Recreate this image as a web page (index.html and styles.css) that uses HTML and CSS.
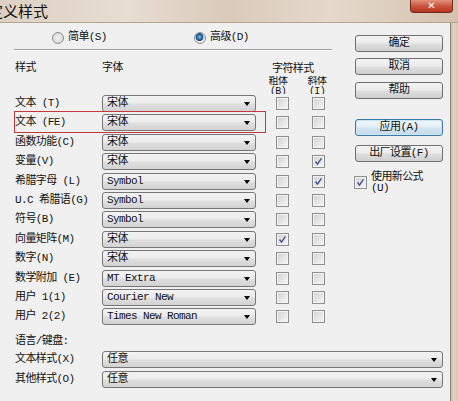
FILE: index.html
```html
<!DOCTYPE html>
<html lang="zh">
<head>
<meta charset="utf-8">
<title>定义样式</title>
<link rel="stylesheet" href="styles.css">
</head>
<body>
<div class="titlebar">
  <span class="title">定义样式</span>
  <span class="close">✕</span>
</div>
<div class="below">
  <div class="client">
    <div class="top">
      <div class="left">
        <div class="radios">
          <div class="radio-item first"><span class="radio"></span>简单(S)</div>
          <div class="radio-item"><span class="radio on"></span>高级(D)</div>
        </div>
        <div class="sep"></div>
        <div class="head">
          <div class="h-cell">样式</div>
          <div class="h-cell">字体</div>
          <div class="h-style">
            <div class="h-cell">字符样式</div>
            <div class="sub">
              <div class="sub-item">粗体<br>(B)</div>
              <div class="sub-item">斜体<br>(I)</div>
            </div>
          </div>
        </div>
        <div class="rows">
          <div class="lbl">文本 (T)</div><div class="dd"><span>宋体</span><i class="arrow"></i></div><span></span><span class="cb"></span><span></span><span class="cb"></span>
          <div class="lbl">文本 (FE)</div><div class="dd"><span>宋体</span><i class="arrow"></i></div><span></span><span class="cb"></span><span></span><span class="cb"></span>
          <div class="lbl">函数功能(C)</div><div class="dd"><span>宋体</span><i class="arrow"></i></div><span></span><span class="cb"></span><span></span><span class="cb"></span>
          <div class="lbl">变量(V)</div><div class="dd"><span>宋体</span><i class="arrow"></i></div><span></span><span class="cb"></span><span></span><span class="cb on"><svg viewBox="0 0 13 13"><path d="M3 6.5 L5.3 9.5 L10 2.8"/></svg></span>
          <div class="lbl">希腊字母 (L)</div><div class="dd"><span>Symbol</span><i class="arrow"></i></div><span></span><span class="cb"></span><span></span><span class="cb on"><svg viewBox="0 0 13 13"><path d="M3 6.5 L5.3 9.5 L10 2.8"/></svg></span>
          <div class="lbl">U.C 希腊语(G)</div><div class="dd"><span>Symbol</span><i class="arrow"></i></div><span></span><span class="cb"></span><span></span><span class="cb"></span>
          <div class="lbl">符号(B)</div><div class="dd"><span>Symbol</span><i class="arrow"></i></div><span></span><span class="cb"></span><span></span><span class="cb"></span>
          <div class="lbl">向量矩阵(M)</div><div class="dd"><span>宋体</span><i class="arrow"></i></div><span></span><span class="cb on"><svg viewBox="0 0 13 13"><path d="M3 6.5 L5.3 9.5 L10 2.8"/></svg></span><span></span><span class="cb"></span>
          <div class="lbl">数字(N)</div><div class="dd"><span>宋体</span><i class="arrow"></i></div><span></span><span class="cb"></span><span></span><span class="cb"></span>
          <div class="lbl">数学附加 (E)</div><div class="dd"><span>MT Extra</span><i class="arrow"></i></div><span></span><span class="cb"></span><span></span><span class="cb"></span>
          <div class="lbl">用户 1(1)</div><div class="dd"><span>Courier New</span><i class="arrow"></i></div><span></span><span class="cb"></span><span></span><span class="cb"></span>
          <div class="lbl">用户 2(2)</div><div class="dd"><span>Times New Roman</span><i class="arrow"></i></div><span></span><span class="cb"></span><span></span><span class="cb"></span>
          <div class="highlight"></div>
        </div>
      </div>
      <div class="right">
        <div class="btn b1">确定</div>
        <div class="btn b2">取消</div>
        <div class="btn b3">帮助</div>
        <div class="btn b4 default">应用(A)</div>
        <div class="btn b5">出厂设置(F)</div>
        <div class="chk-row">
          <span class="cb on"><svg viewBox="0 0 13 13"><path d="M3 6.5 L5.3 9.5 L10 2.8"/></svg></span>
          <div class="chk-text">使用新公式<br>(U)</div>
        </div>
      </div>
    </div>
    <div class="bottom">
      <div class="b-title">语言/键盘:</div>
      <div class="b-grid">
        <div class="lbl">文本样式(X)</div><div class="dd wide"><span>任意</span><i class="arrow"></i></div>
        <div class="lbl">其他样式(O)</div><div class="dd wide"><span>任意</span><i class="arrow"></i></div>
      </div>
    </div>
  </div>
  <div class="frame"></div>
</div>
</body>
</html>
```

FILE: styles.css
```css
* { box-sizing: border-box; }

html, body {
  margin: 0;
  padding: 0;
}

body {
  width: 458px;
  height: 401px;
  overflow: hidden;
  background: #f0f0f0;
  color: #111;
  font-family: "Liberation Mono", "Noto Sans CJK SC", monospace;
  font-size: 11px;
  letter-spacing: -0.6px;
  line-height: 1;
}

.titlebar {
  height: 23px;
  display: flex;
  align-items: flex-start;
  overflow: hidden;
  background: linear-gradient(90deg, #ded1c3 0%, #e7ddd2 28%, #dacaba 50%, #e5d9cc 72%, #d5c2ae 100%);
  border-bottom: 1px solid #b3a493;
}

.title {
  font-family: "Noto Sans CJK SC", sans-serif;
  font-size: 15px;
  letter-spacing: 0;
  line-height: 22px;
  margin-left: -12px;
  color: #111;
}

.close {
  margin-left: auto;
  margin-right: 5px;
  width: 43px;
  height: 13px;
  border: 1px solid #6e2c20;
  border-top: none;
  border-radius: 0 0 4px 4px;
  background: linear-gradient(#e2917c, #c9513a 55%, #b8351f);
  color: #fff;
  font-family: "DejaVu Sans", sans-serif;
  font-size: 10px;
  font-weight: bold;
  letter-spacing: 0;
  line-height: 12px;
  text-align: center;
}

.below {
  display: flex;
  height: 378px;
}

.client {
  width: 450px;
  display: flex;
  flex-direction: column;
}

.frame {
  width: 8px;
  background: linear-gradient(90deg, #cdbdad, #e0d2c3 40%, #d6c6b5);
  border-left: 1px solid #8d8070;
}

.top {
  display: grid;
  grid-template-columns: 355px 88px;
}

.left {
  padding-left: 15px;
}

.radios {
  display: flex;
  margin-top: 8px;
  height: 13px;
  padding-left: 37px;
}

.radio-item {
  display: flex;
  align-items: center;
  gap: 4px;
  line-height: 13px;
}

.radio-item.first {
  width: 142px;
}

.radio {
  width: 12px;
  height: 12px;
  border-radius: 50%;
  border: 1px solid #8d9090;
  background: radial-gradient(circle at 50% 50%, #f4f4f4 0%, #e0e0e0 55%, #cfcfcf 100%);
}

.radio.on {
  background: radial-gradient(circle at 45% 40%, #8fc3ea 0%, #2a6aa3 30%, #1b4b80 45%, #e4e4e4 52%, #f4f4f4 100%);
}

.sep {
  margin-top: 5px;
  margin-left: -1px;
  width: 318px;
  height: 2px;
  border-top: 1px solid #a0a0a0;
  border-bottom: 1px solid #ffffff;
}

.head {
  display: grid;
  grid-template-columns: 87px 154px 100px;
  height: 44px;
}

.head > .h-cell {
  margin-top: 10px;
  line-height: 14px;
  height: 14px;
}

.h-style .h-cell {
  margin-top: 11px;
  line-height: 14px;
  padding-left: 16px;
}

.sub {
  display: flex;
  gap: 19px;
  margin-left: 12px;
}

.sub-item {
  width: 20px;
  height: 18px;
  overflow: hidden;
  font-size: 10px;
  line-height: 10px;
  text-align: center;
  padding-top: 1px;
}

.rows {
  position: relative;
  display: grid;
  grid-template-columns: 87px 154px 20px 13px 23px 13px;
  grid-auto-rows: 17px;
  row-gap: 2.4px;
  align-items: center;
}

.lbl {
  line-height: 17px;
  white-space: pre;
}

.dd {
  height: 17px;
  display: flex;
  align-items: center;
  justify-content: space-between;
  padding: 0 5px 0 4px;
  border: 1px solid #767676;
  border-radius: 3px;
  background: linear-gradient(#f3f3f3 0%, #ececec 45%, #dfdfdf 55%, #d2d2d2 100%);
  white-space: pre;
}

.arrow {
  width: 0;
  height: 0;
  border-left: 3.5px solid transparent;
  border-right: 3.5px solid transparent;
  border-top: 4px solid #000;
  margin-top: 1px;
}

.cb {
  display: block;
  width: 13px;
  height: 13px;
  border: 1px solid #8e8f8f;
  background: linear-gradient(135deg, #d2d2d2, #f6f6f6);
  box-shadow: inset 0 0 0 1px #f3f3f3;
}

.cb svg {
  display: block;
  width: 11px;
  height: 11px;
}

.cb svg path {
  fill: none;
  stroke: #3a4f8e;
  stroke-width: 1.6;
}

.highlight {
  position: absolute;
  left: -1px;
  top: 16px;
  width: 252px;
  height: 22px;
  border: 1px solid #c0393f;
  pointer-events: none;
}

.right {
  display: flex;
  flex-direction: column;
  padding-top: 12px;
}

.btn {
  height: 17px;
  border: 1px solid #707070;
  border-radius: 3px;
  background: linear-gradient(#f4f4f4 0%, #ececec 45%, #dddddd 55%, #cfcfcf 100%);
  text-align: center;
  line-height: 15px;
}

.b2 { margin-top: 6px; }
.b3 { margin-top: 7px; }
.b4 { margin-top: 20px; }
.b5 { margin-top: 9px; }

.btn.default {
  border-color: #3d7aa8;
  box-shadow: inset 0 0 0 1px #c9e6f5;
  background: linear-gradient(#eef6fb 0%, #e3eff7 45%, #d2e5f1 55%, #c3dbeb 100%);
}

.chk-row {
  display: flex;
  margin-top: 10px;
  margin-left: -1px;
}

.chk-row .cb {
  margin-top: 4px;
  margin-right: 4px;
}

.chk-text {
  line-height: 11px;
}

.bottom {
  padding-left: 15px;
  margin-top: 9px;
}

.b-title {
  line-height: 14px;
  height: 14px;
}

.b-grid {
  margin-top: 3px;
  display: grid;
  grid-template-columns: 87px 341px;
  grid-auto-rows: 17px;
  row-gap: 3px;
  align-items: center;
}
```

* [AIM]:
Copy each line holding the word "index" from the listing above.

* [SOLUTION]:
Recreate this image as a web page (index.html and styles.css) that uses HTML and CSS.
FILE: index.html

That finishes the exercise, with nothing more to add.